SELECT col1, SUBSTRING_INDEX(SUBSTRING_INDEX(CONCAT(col2,',,,,,'),',',1),',',-1) w FROM tbl
UNION ALL
SELECT col1, SUBSTRING_INDEX(SUBSTRING_INDEX(CONCAT(col2,',,,,,'),',',2),',',-1) w FROM tbl
UNION ALL
SELECT col1, SUBSTRING_INDEX(SUBSTRING_INDEX(CONCAT(col2,',,,,,'),',',3),',',-1) w FROM tbl
UNION ALL
SELECT col1, SUBSTRING_INDEX(SUBSTRING_INDEX(CONCAT(col2,',,,,,'),',',4),',',-1) w FROM tbl
UNION ALL
SELECT col1, SUBSTRING_INDEX(SUBSTRING_INDEX(CONCAT(col2,',,,,,'),',',5),',',-1) w FROM tbl

Notice how each expression in turn retrieves the first, second, third, etc word.

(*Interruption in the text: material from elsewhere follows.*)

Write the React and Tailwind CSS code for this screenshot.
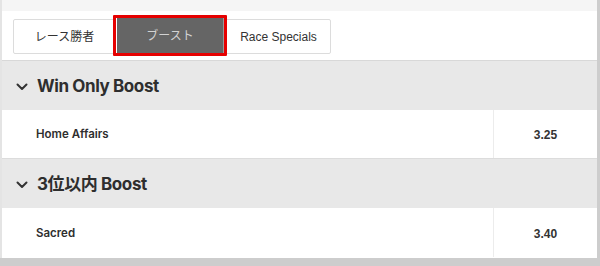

Next, we need to wrap all this in an outer query to clean it up and get rid of the zero-length "words". That looks like this: (http://sqlfiddle.com/#!9/1cd35/4/0)

SELECT col1, TRIM(w) w
FROM (
SELECT col1, SUBSTRING_INDEX(SUBSTRING_INDEX(CONCAT(col2,',,,,,'),',',1),',',-1) w FROM tbl
UNION ALL
SELECT col1, SUBSTRING_INDEX(SUBSTRING_INDEX(CONCAT(col2,',,,,,'),',',2),',',-1) w FROM tbl
UNION ALL
SELECT col1, SUBSTRING_INDEX(SUBSTRING_INDEX(CONCAT(col2,',,,,,'),',',3),',',-1) w FROM tbl
UNION ALL
SELECT col1, SUBSTRING_INDEX(SUBSTRING_INDEX(CONCAT(col2,',,,,,'),',',4),',',-1) w FROM tbl
UNION ALL
SELECT col1, SUBSTRING_INDEX(SUBSTRING_INDEX(CONCAT(col2,',,,,,'),',',5),',',-1) w FROM tbl
) words
WHERE w <> ''

Finally, we'll do an aggregate on all this to do your counting. (http://sqlfiddle.com/#!9/1cd35/6/0)

SELECT COUNT(*) wordcount, TRIM(w) w
FROM (
SELECT col1, SUBSTRING_INDEX(SUBSTRING_INDEX(CONCAT(col2,',,,,,'),',',1),',',-1) w FROM tbl
UNION ALL
SELECT col1, SUBSTRING_INDEX(SUBSTRING_INDEX(CONCAT(col2,',,,,,'),',',2),',',-1) w FROM tbl
UNION ALL
SELECT col1, SUBSTRING_INDEX(SUBSTRING_INDEX(CONCAT(col2,',,,,,'),',',3),',',-1) w FROM tbl
UNION ALL
SELECT col1, SUBSTRING_INDEX(SUBSTRING_INDEX(CONCAT(col2,',,,,,'),',',4),',',-1) w FROM tbl
UNION ALL
SELECT col1, SUBSTRING_INDEX(SUBSTRING_INDEX(CONCAT(col2,',,,,,'),',',5),',',-1) w FROM tbl
) words
WHERE w <> ''
GROUP BY TRIM(w)
ORDER BY COUNT(*) DESC

Please notice that you can use this sort of query to create a normalized version of your data, in a table called words, like this:

CREATE TABLE words
SELECT col1, TRIM(w) word
FROM (
SELECT col1, SUBSTRING_INDEX(SUBSTRING_INDEX(CONCAT(col2,',,,,,'),',',1),',',-1) w FROM tbl
UNION ALL
SELECT col1, SUBSTRING_INDEX(SUBSTRING_INDEX(CONCAT(col2,',,,,,'),',',2),',',-1) w FROM tbl
UNION ALL
SELECT col1, SUBSTRING_INDEX(SUBSTRING_INDEX(CONCAT(col2,',,,,,'),',',3),',',-1) w FROM tbl
UNION ALL
SELECT col1, SUBSTRING_INDEX(SUBSTRING_INDEX(CONCAT(col2,',,,,,'),',',4),',',-1) w FROM tbl
UNION ALL
SELECT col1, SUBSTRING_INDEX(SUBSTRING_INDEX(CONCAT(col2,',,,,,'),',',5),',',-1) w FROM tbl
) words
WHERE TRIM(w) <> ''

Then you can do

   SELECT COUNT(*) wordcount, word 
    FROM words 
   GROUP BY word
   ORDER BY COUNT(*) DESC, word

the easy way.


You probably noticed the query for retrieving your words is repetitive, with lots of separate SELECTs in the UNION ALL. There's one for every different possible number of comma-separated values in that column. Yeah. Almost hopeless sometimes gets a little nasty to handle. If you have some col2 values with ten thousand commas in them, you need to use a host program to rewrite your table in a normalized form.